■ **Given data**:
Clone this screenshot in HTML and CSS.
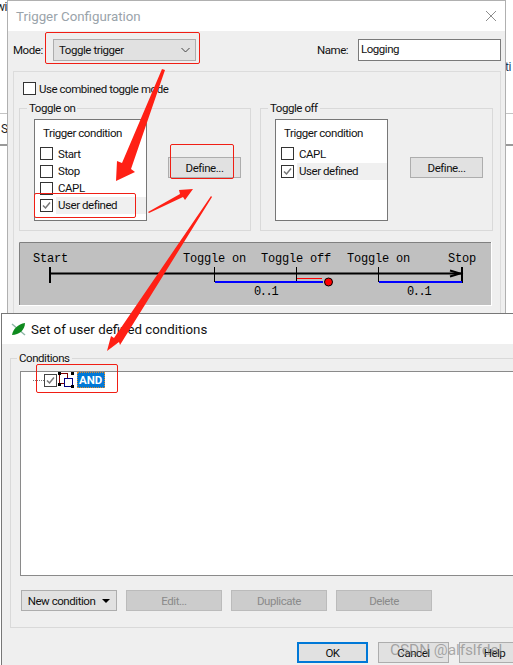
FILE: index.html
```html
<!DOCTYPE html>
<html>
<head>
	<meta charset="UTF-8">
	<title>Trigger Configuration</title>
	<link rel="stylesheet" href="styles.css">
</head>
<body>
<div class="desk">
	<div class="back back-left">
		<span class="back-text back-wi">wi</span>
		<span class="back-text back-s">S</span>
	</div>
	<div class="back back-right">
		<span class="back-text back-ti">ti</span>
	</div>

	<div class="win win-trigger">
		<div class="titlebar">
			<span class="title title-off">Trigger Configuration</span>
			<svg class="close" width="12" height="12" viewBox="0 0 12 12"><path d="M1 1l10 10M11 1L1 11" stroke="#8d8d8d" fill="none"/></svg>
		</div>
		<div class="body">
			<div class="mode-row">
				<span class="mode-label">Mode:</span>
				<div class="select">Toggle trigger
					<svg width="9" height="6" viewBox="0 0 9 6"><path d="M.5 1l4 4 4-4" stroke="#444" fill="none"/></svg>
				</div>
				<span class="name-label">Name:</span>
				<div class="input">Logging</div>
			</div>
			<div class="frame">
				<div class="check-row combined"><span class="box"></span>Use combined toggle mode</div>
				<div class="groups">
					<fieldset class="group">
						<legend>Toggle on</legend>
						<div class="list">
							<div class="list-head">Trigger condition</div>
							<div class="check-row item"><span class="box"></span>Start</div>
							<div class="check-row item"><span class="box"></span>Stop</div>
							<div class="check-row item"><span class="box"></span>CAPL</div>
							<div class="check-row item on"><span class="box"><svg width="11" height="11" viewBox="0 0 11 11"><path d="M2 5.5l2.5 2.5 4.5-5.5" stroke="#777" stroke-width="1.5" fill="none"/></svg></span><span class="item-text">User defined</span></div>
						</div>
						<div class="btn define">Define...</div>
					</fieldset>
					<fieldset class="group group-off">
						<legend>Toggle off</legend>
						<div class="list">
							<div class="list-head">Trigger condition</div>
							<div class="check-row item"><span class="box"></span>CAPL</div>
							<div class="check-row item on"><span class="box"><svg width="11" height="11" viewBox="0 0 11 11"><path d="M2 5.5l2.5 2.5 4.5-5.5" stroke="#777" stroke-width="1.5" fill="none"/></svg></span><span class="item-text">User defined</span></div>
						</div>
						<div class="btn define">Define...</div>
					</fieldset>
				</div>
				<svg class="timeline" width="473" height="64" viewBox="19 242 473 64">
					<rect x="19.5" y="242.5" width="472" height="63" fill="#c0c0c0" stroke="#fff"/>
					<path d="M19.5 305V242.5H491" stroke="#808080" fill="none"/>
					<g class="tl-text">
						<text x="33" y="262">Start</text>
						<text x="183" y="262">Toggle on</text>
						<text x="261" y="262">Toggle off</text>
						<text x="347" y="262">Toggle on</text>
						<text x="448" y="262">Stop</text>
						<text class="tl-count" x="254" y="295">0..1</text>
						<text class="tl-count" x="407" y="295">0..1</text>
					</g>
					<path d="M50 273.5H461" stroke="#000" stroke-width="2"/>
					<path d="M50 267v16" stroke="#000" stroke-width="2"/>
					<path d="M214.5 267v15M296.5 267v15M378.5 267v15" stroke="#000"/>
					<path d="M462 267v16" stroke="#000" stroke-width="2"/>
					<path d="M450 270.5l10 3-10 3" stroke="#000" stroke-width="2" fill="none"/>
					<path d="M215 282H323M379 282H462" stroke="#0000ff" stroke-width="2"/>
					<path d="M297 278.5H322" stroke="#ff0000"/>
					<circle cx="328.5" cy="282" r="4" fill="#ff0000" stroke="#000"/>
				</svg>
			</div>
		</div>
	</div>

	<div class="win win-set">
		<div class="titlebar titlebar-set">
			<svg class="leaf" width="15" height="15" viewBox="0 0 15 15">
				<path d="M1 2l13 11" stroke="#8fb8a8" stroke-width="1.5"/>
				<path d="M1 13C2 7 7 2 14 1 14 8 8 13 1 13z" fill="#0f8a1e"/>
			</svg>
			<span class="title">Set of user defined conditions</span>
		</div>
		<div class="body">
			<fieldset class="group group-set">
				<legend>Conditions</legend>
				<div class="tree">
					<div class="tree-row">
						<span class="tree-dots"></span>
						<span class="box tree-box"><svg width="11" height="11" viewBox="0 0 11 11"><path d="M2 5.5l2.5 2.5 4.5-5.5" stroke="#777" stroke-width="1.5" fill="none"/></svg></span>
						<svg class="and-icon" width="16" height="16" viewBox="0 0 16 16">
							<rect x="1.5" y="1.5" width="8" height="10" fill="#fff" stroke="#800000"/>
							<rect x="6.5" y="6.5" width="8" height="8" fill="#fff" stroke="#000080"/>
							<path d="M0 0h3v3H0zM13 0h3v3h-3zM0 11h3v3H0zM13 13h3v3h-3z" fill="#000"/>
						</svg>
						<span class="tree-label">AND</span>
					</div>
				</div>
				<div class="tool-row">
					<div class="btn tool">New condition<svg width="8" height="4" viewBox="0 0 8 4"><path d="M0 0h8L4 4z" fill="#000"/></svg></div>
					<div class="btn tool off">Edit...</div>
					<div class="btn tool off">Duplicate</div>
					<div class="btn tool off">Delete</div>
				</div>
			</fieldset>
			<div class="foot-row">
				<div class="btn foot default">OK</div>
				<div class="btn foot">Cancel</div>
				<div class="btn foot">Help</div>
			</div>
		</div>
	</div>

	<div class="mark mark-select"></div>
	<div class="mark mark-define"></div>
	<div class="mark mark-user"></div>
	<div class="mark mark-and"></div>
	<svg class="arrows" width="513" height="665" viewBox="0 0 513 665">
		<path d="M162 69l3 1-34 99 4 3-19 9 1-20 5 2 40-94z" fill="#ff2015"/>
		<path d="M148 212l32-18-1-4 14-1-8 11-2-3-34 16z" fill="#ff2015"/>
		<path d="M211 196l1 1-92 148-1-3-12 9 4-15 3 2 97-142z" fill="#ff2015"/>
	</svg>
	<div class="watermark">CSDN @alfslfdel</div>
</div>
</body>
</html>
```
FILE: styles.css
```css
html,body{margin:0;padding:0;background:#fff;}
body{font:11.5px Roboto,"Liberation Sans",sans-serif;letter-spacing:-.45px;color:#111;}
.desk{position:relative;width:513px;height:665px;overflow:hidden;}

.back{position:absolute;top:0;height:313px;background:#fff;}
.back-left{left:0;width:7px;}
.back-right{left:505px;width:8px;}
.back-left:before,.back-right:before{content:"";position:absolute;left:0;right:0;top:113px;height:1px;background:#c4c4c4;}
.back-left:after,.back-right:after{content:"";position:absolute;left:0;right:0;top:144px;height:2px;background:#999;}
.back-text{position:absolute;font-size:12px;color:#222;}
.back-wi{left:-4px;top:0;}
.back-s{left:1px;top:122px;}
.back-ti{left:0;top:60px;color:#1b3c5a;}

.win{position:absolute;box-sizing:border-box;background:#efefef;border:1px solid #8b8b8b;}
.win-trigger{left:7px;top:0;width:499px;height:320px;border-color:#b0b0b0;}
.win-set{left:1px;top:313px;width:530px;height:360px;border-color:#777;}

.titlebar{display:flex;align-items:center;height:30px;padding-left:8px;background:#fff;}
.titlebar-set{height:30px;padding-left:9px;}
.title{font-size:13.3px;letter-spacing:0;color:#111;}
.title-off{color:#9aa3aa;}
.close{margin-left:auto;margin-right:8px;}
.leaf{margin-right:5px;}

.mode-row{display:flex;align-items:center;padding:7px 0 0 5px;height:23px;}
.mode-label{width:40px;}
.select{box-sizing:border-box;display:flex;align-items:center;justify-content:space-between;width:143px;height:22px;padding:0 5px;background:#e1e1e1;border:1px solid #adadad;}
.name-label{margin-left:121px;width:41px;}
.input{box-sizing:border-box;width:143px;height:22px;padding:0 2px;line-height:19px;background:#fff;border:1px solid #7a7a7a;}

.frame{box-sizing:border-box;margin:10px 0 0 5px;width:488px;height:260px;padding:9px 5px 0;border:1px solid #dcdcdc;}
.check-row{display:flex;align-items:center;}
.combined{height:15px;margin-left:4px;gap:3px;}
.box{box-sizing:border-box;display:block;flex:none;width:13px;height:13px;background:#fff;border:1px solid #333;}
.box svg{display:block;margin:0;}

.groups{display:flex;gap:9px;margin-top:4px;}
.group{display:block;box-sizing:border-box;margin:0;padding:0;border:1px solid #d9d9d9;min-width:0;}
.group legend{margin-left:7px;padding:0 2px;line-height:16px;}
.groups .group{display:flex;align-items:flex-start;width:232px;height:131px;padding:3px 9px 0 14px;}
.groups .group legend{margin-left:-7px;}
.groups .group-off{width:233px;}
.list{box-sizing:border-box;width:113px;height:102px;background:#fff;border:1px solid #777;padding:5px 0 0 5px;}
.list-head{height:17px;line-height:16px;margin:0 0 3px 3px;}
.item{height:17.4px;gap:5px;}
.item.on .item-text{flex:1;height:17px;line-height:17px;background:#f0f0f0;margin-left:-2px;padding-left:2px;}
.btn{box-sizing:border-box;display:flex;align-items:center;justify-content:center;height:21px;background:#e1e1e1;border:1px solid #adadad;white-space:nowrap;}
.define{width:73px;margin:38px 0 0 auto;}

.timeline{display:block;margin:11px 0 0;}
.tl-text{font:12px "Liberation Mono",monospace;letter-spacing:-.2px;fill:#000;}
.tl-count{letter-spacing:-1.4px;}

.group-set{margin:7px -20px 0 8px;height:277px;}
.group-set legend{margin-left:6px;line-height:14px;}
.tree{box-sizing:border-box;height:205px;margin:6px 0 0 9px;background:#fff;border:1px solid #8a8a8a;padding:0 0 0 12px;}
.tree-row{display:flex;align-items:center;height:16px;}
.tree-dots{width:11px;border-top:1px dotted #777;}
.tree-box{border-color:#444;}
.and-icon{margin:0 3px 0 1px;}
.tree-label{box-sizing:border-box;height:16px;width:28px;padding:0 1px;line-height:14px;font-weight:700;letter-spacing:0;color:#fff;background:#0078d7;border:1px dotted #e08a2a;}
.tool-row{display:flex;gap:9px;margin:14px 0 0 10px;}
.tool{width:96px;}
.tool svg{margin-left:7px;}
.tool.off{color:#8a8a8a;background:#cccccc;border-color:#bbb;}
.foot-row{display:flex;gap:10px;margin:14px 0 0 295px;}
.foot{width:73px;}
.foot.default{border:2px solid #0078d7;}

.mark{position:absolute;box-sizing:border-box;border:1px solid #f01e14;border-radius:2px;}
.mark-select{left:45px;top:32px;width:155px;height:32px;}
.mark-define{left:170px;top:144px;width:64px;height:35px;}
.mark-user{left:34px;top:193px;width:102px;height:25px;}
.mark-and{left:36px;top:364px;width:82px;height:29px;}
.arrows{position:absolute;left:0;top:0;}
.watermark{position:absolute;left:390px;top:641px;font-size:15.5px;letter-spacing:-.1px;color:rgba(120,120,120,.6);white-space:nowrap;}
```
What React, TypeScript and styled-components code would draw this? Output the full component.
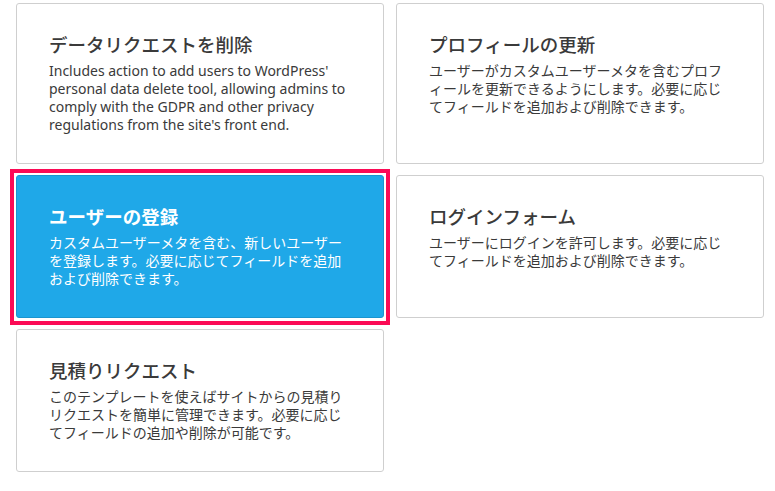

■ **Goal**: Read the entries and pick out all lines that include the word "this".

■ **Answer**:
Clone this screenshot in HTML and CSS.
What React, TypeScript and styled-components code would draw this? Output the full component.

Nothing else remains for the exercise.